Entries with page source code
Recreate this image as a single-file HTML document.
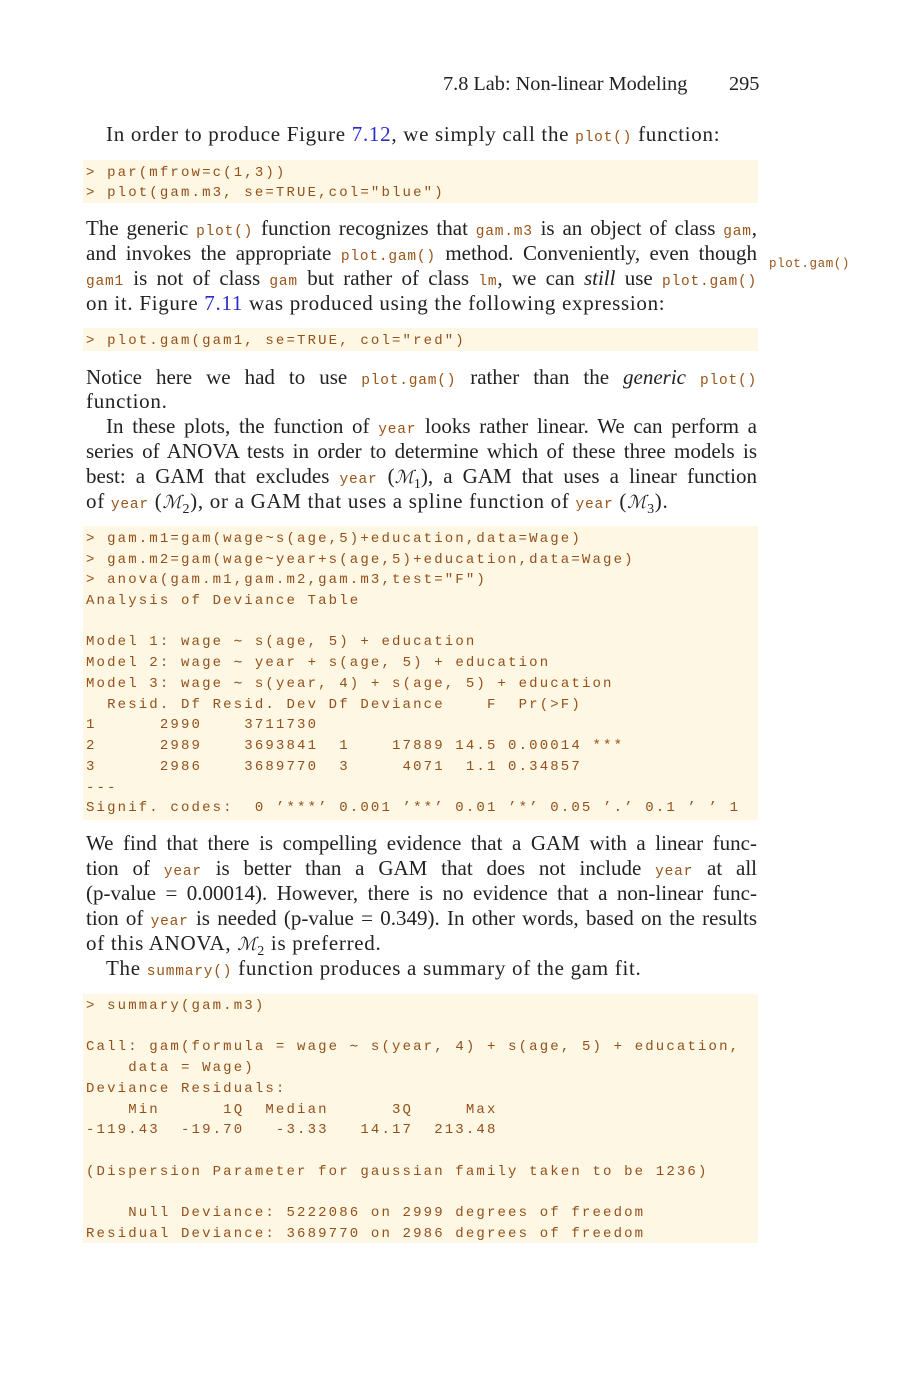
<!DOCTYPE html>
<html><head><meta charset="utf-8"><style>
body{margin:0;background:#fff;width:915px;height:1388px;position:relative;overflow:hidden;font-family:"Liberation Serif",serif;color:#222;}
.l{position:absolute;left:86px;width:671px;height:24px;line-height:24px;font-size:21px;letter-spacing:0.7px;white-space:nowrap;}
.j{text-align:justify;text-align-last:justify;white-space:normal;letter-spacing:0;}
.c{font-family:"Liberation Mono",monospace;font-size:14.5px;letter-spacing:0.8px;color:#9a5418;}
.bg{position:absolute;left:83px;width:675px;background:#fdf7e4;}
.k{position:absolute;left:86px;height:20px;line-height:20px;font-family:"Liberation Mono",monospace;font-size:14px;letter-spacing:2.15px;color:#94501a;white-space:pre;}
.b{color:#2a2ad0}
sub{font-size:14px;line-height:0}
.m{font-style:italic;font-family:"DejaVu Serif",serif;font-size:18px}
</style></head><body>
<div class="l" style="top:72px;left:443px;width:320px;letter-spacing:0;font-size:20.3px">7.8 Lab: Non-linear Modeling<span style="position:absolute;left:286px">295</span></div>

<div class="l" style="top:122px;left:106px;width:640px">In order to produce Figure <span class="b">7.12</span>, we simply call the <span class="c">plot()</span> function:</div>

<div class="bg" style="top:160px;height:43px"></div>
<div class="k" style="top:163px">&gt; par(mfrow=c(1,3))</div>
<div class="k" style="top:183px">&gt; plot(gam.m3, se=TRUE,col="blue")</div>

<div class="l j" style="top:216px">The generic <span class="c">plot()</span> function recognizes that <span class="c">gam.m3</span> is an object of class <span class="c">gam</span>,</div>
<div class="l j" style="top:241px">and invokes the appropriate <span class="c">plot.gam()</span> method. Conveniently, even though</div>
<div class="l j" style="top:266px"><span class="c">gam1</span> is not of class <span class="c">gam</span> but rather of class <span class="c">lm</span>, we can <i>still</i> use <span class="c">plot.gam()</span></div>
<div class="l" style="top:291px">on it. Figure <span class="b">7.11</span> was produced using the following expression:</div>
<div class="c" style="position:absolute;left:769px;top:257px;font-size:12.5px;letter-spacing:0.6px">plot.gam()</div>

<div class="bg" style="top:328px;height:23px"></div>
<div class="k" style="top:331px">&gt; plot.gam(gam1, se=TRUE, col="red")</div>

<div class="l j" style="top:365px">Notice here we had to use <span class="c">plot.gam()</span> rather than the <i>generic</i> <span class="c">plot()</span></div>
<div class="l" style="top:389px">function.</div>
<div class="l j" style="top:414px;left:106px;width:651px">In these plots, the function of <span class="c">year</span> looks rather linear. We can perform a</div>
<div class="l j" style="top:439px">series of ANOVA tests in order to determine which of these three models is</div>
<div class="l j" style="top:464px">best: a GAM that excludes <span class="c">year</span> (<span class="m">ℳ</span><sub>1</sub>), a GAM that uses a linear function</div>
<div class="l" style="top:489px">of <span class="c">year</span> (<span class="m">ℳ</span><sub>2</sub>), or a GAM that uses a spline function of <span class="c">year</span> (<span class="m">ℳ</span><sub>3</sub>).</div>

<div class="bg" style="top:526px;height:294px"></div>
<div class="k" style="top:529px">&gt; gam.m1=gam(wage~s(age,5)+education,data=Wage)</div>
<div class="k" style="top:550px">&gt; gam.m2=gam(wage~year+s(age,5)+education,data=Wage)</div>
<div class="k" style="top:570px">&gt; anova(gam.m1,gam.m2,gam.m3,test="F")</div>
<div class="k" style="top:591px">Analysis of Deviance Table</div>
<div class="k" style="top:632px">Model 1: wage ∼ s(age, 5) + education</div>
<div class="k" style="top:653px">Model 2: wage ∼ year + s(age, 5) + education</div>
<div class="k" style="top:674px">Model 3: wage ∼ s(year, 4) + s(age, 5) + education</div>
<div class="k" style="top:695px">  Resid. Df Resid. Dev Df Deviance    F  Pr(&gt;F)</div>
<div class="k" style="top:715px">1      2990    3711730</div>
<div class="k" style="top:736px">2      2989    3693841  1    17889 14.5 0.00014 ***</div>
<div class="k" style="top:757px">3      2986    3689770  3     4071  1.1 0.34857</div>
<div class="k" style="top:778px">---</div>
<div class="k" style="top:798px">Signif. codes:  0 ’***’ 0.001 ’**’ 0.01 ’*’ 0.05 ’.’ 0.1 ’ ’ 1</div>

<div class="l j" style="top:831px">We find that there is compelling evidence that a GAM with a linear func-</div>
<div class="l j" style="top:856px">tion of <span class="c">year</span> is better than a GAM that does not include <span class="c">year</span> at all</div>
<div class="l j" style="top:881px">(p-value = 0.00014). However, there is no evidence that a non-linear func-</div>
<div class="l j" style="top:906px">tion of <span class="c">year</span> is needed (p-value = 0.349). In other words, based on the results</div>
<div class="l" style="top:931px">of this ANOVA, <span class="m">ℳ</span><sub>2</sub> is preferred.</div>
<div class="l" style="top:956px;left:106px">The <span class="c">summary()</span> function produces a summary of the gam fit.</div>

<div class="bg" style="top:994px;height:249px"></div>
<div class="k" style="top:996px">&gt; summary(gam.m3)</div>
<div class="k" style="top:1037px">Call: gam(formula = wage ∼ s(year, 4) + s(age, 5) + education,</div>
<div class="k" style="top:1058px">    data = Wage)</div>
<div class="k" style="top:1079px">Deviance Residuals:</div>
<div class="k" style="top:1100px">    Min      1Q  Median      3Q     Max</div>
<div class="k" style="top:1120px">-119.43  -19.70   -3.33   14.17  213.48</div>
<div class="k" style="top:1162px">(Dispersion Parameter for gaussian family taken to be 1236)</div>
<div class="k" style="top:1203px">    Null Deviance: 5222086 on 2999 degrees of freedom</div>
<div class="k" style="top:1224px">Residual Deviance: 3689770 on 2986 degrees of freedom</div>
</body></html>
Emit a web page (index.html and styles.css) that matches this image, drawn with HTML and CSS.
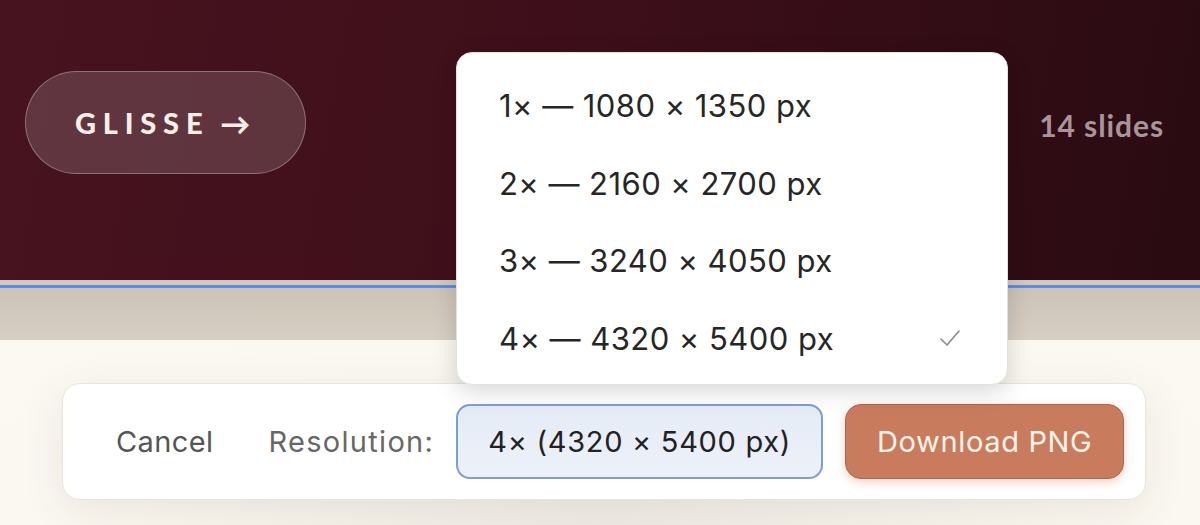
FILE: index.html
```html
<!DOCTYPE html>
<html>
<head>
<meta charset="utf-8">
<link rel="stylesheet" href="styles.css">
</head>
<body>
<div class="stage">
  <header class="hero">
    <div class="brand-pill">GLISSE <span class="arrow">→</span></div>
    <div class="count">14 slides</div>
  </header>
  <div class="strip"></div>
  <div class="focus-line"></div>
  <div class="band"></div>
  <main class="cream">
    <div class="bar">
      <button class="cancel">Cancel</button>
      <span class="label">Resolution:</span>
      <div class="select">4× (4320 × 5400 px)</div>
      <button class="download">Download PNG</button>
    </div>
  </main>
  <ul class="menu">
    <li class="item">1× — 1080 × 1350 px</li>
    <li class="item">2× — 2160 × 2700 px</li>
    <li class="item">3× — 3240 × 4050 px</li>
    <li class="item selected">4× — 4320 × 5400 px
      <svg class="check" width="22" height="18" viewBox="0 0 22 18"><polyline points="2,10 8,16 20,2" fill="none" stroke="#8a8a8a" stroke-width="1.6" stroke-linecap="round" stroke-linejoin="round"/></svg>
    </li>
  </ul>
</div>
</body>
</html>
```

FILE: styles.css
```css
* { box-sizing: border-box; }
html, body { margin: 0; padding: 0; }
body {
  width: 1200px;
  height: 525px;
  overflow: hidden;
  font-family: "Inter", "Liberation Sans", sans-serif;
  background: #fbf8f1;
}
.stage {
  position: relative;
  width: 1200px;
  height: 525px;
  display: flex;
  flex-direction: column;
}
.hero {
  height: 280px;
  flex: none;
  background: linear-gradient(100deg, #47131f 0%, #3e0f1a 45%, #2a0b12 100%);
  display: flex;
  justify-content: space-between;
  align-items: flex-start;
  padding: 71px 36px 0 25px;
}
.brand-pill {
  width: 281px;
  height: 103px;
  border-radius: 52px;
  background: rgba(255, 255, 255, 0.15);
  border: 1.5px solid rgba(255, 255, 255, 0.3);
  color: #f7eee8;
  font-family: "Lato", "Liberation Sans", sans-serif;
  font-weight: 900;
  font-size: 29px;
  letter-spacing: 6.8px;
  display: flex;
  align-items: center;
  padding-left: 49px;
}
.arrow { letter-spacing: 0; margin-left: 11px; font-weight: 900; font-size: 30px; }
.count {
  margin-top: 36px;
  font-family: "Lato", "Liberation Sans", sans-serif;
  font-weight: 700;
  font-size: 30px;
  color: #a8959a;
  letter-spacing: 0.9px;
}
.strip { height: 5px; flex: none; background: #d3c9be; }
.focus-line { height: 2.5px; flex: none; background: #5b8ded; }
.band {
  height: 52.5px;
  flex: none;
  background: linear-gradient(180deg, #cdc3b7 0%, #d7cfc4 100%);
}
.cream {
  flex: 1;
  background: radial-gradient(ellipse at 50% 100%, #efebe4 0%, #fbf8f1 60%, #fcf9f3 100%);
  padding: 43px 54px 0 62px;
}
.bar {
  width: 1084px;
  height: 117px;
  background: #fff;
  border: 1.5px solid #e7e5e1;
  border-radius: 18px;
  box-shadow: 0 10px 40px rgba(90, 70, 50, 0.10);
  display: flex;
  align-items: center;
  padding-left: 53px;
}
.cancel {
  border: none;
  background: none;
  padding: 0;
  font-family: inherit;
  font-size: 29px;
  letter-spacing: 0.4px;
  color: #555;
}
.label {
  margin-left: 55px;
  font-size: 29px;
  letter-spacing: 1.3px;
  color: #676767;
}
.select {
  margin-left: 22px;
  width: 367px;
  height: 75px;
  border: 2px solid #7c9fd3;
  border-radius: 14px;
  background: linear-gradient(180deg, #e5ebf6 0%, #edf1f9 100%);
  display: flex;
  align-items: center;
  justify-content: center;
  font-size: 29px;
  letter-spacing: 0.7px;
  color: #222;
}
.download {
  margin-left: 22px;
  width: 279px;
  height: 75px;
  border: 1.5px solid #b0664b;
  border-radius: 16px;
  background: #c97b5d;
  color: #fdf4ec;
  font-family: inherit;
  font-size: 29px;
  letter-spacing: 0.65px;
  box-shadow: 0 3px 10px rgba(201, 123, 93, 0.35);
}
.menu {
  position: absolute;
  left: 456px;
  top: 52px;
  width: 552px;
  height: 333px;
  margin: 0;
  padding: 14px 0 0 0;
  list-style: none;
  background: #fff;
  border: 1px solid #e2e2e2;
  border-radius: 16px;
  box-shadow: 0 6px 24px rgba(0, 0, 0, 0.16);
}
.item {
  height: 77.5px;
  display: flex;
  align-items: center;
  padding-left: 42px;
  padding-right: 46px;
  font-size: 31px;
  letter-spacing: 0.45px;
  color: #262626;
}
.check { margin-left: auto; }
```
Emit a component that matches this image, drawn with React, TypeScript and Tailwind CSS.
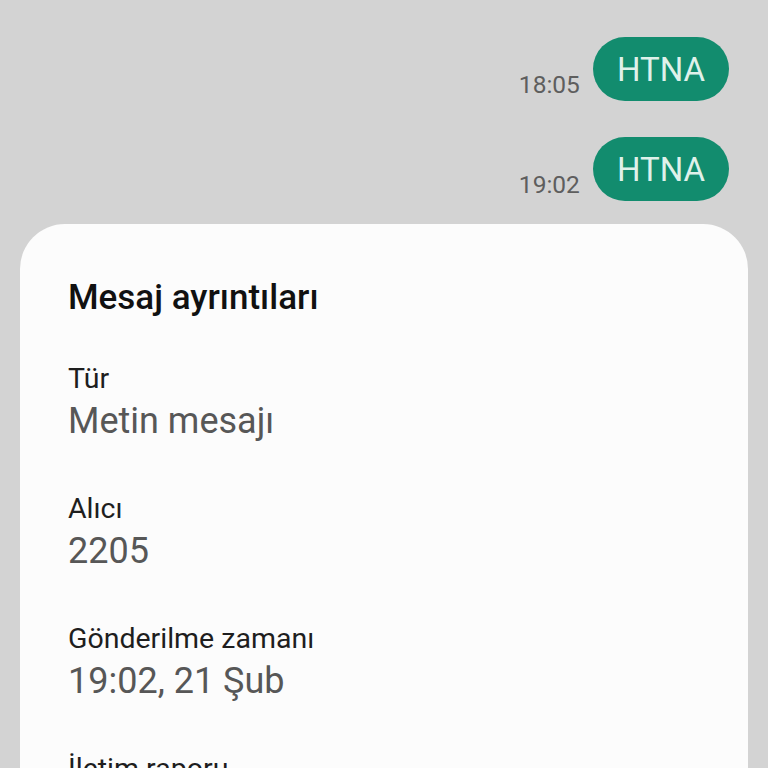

WHAT IS EXPECTED - Quote, exactly and only, the lines from the first line of the data above through the line containing "order to produce". The pictures do not belong in it.

THE SOLUTION -
Recreate this image as a single-file HTML document.
<!DOCTYPE html>
<html><head><meta charset="utf-8"><style>
body{margin:0;background:#fff;width:915px;height:1388px;position:relative;overflow:hidden;font-family:"Liberation Serif",serif;color:#222;}
.l{position:absolute;left:86px;width:671px;height:24px;line-height:24px;font-size:21px;letter-spacing:0.7px;white-space:nowrap;}
.j{text-align:justify;text-align-last:justify;white-space:normal;letter-spacing:0;}
.c{font-family:"Liberation Mono",monospace;font-size:14.5px;letter-spacing:0.8px;color:#9a5418;}
.bg{position:absolute;left:83px;width:675px;background:#fdf7e4;}
.k{position:absolute;left:86px;height:20px;line-height:20px;font-family:"Liberation Mono",monospace;font-size:14px;letter-spacing:2.15px;color:#94501a;white-space:pre;}
.b{color:#2a2ad0}
sub{font-size:14px;line-height:0}
.m{font-style:italic;font-family:"DejaVu Serif",serif;font-size:18px}
</style></head><body>
<div class="l" style="top:72px;left:443px;width:320px;letter-spacing:0;font-size:20.3px">7.8 Lab: Non-linear Modeling<span style="position:absolute;left:286px">295</span></div>

<div class="l" style="top:122px;left:106px;width:640px">In order to produce Figure <span class="b">7.12</span>, we simply call the <span class="c">plot()</span> function:</div>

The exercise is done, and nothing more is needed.